Avoiding Multitasking Mistakes

Multitasking Is The New Normal

In 2020 there was a huge shift in the way we do business. We were multitasking before, but often in a community workspace with more team interaction. Social distancing has forced us to re-think the workspace and work more independently. With that comes more multitasking, and a new level of stress and confusion can emerge. For drivers who have more technology to manage on the road, mistakes can have deadly consequences.

Fleets are using more electronics than ever for navigation, ELD, work orders, and communication. Fleet managers supervise drivers engaging in potentially dangerous multitasking that in some cases runs counter to the safety programs in place. Managers and dispatchers make exceptions when they need something, but later hold a driver accountable for talking on a phone while driving. Is there a double standard? Where do operational requirements supersede safety best practices? It’s an uncomfortable conversation, but one we need to be having.

Applying Wisdom From Other Disciplines

As a training center for NSC’s Defensive Driving Course, we get a lot of safety related communications and links to safety related content. A recent article “Safety Leadership: Reducing catastrophic incident potential via enhanced human performance reliability” by Matt Hargrove from DEKRA Organizational Safety and Reliability caught our attention. His post focuses on catastrophic incidents that occur on offshore drilling rigs, but there was some underlying wisdom that can be universally applied.

Given, most of our readers are not doing potentially life threatening jobs in dangerous environments, but one statement Matt Hargrove made strikes at the heart of what most of us are doing.

“We make more mistakes when our work is designed to have us multitask.”

Matt Hargrove

Principal Consultant, DEKRA Organizational Safety and Reliability

Multi tasking manager

That statement is true for drivers, managers, support staff, vendors… all of us. And with all of the technology we use day to day, everyone is multitasking. So, how can we support employees to make fewer mistakes while still accomplishing all that needs to be done?

The author listed 5 specific “layers of protection” to be considered to “further reduce potential for catastrophic incidents”. If we consider those same recommendations with a fleet based operation in mind, are able to identify specific actions we can take to prevent the common multitasking related mistakes we make everyday.

Five Layers of Protection

  1. “Creating clear alignment on prioritization of competing organizational targets and objectives.”

Make sure drivers, managers, and support staff are clear on their own priorities, and each other’s. A manager that needs something done right now must consider a driver’s first priority is arriving safely. It’s OK to communicate urgency, but not to pressure the driver to hurry unduly. If he is a few minutes late due to driving on icy roads, express that it is OK.

  1. “Creating brain-aligned standard operating procedures and documents in which design and content are developed in a way that highlights critical steps and prompts specific actions that reduce potential for critical error.”
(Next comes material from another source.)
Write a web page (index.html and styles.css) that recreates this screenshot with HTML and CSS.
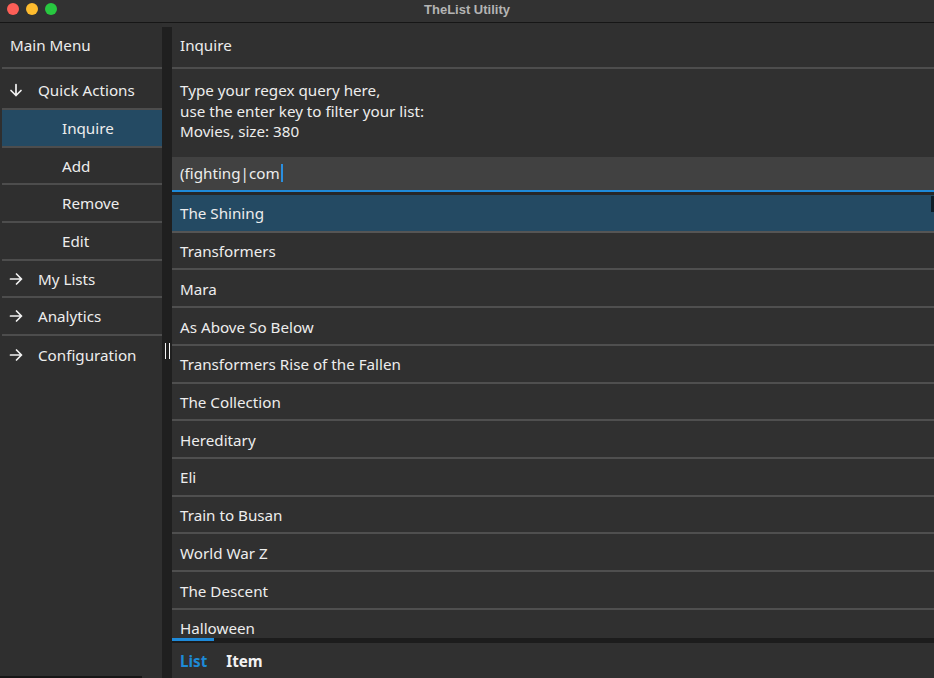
FILE: index.html
```html
<!DOCTYPE html>
<html>
<head>
<meta charset="utf-8">
<title>TheList Utility</title>
<link rel="stylesheet" href="styles.css">
</head>
<body>
<div class="window">
  <header class="titlebar">
    <div class="lights">
      <span class="light red"></span>
      <span class="light yellow"></span>
      <span class="light green"></span>
    </div>
    <div class="title">TheList Utility</div>
  </header>
  <div class="main">
    <aside class="sidebar">
      <div class="side-head">Main Menu</div>
      <div class="side-row group first">
        <svg class="arrow" viewBox="0 0 14 14"><path d="M7 1.5V12.5M2 7.5L7 12.5L12 7.5" fill="none" stroke="#f2f2f2" stroke-width="1.7" stroke-linecap="round" stroke-linejoin="round"/></svg>
        <span>Quick Actions</span>
      </div>
      <div class="side-row sub selected">Inquire</div>
      <div class="side-row sub">Add</div>
      <div class="side-row sub">Remove</div>
      <div class="side-row sub">Edit</div>
      <div class="side-row group">
        <svg class="arrow" viewBox="0 0 14 14"><path d="M1.5 7H12.5M7.5 2L12.5 7L7.5 12" fill="none" stroke="#f2f2f2" stroke-width="1.7" stroke-linecap="round" stroke-linejoin="round"/></svg>
        <span>My Lists</span>
      </div>
      <div class="side-row group">
        <svg class="arrow" viewBox="0 0 14 14"><path d="M1.5 7H12.5M7.5 2L12.5 7L7.5 12" fill="none" stroke="#f2f2f2" stroke-width="1.7" stroke-linecap="round" stroke-linejoin="round"/></svg>
        <span>Analytics</span>
      </div>
      <div class="side-row group last">
        <svg class="arrow" viewBox="0 0 14 14"><path d="M1.5 7H12.5M7.5 2L12.5 7L7.5 12" fill="none" stroke="#f2f2f2" stroke-width="1.7" stroke-linecap="round" stroke-linejoin="round"/></svg>
        <span>Configuration</span>
      </div>
      <div class="side-fill"></div>
      <div class="side-hscroll"></div>
    </aside>
    <div class="splitter"><span class="grip"></span></div>
    <section class="content">
      <div class="content-head">Inquire</div>
      <div class="desc">
        <div>Type your regex query here,</div>
        <div>use the enter key to filter your list:</div>
        <div>Movies, size: 380</div>
      </div>
      <div class="query"><span class="qtext">(fighting|com</span><span class="caret"></span></div>
      <div class="list">
        <div class="item selected">The Shining</div>
        <div class="item">Transformers</div>
        <div class="item">Mara</div>
        <div class="item">As Above So Below</div>
        <div class="item">Transformers Rise of the Fallen</div>
        <div class="item">The Collection</div>
        <div class="item">Hereditary</div>
        <div class="item">Eli</div>
        <div class="item">Train to Busan</div>
        <div class="item">World War Z</div>
        <div class="item">The Descent</div>
        <div class="item">Halloween</div>
        <div class="item">Saw</div>
        <span class="vthumb"></span>
      </div>
      <div class="tabs">
        <div class="tab active">List</div>
        <div class="tab">Item</div>
      </div>
    </section>
  </div>
</div>
</body>
</html>
```

FILE: styles.css
```css
* { box-sizing: border-box; }
html, body {
  margin: 0;
  padding: 0;
  background: #303030;
}
body {
  font-family: "Noto Sans", "Open Sans", "DejaVu Sans", sans-serif;
  font-size: 15.2px;
  color: #ededed;
}
.window {
  width: 934px;
  height: 678px;
  display: flex;
  flex-direction: column;
  overflow: hidden;
}
.titlebar {
  height: 23px;
  flex: 0 0 23px;
  background: #323232;
  border-bottom: 1px solid #161616;
  display: flex;
  align-items: center;
  justify-content: center;
  position: relative;
}
.lights {
  position: absolute;
  left: 7px;
  top: 3px;
  display: flex;
  gap: 7px;
}
.light {
  width: 12px;
  height: 12px;
  border-radius: 50%;
  display: block;
}
.red { background: #fe5f57; }
.yellow { background: #febc2e; }
.green { background: #28c840; }
.title {
  font-family: "Liberation Sans", Arial, sans-serif;
  font-weight: bold;
  font-size: 13px;
  color: #b4b4b4;
  margin-top: -3px;
}
.main {
  flex: 1;
  display: flex;
  min-height: 0;
}
.sidebar {
  width: 162px;
  flex: 0 0 162px;
  background: #2f2f2f;
  display: flex;
  flex-direction: column;
}
.side-head {
  height: 46px;
  flex: 0 0 46px;
  display: flex;
  align-items: center;
  border-bottom: 2px solid #4d4d4d;
  margin-left: 2px;
  padding-left: 8px;
}
.side-row {
  height: 37.7px;
  flex: 0 0 37.7px;
  display: flex;
  align-items: center;
  border-bottom: 2px solid #4d4d4d;
  margin-left: 2px;
}
.side-row.group {
  padding-left: 7px;
}
.side-row.first {
  height: 41px;
  flex-basis: 41px;
  padding-top: 2px;
}
.arrow {
  width: 14px;
  height: 14px;
  margin-right: 15px;
}
.side-row.sub {
  padding-left: 60px;
}
.side-row.selected {
  background: #244a63;
}
.side-row.last { border-bottom: none; }
.side-fill { flex: 1; }
.side-hscroll {
  height: 2px;
  width: 142px;
  background: #161616;
}
.splitter {
  width: 10px;
  flex: 0 0 10px;
  background: #1f1f1f;
  margin-top: 4px;
  display: flex;
  align-items: center;
  justify-content: center;
}
.grip {
  width: 5px;
  height: 16px;
  border-left: 1px solid #f4f4f4;
  border-right: 1px solid #f4f4f4;
  margin-top: -4px;
}
.content {
  flex: 1;
  min-width: 0;
  display: flex;
  flex-direction: column;
  background: #303030;
}
.content-head {
  height: 46px;
  flex: 0 0 46px;
  display: flex;
  align-items: center;
  padding-left: 8px;
  border-bottom: 2px solid #4d4d4d;
}
.desc {
  flex: 0 0 88px;
  padding: 11px 0 0 8px;
  line-height: 20.5px;
}
.query {
  flex: 0 0 35px;
  background: #414141;
  border-bottom: 2px solid #1e8ad9;
  display: flex;
  align-items: center;
  padding-left: 8px;
  padding-bottom: 2px;
}
.caret {
  width: 2px;
  height: 18px;
  background: #2a8fe0;
  margin-left: 1px;
}
.list {
  flex: 1;
  min-height: 0;
  overflow: hidden;
  border-top: 3px solid #262626;
  position: relative;
}
.item {
  height: 37.72px;
  display: flex;
  align-items: center;
  padding-left: 8px;
  padding-top: 1px;
  border-bottom: 2px solid #4f4f4f;
}
.item.selected {
  background: #244a63;
  border-bottom-color: #555;
  padding-top: 0;
}
.vthumb {
  position: absolute;
  right: 0;
  top: 1px;
  width: 3px;
  height: 16px;
  background: #0f1d27;
}
.tabs {
  flex: 0 0 40px;
  display: flex;
  align-items: center;
  gap: 19px;
  padding-left: 8px;
  border-top: 5px solid #1c1c1c;
  position: relative;
  font-weight: bold;
}
.tabs::before {
  content: "";
  position: absolute;
  left: 0;
  top: -5px;
  width: 42px;
  height: 3px;
  background: #1e8ad9;
}
.tab { color: #f2f2f2; }
.tab.active { color: #1d8ad6; }
```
Maybe it’s time to take a good look at our forms and processes. Do forms follow the work flow so that drivers and other workers can document what they are doing in the order they normally do it? Are the fields for must have information required fields on electronic forms and highlighted somehow on paper forms? Are you using checklists to confirm the proper steps have been taken?

3. “Creating specific lines of inquiry related to human performance and human-machine interface to understand how errors might occur/or have occurred post-incident.”

When mistakes are made, they should be reviewed to determine why they were made. Take advantage of every opportunity to learn from mistakes and understand if multitasking is contributing to errors made. That responsibility needs to be owned by someone in the organization. Once we identify the common threads when mistakes occur, we can take steps to mitigate their re-occurrence.

  1. “Deploying a structured technique for hazard identification (going from looking to seeing and mitigating hazards). Creating prompts that move people out of the default autopilot (fast brain) during safety-critical transitions within work tasks.”

Within our own departments we do things out of habit because that’s the way they have always been done. Perhaps we should get a fresh set of eyes on our procedures and forms to help us identify areas we might improve. For instance, we recently identified that two employees in different departments were both creating and uploading a nearly identical document into the same shared folder. We determined it made more sense to share a single document cutting both workloads. Now, both know to check the folder for an existing document before creating a new one. It’s a small thing, but every little bit helps.

  1. “Training frontline team members to understand the causes of performance errors and co-develop the techniques and system changes necessary to control for them.”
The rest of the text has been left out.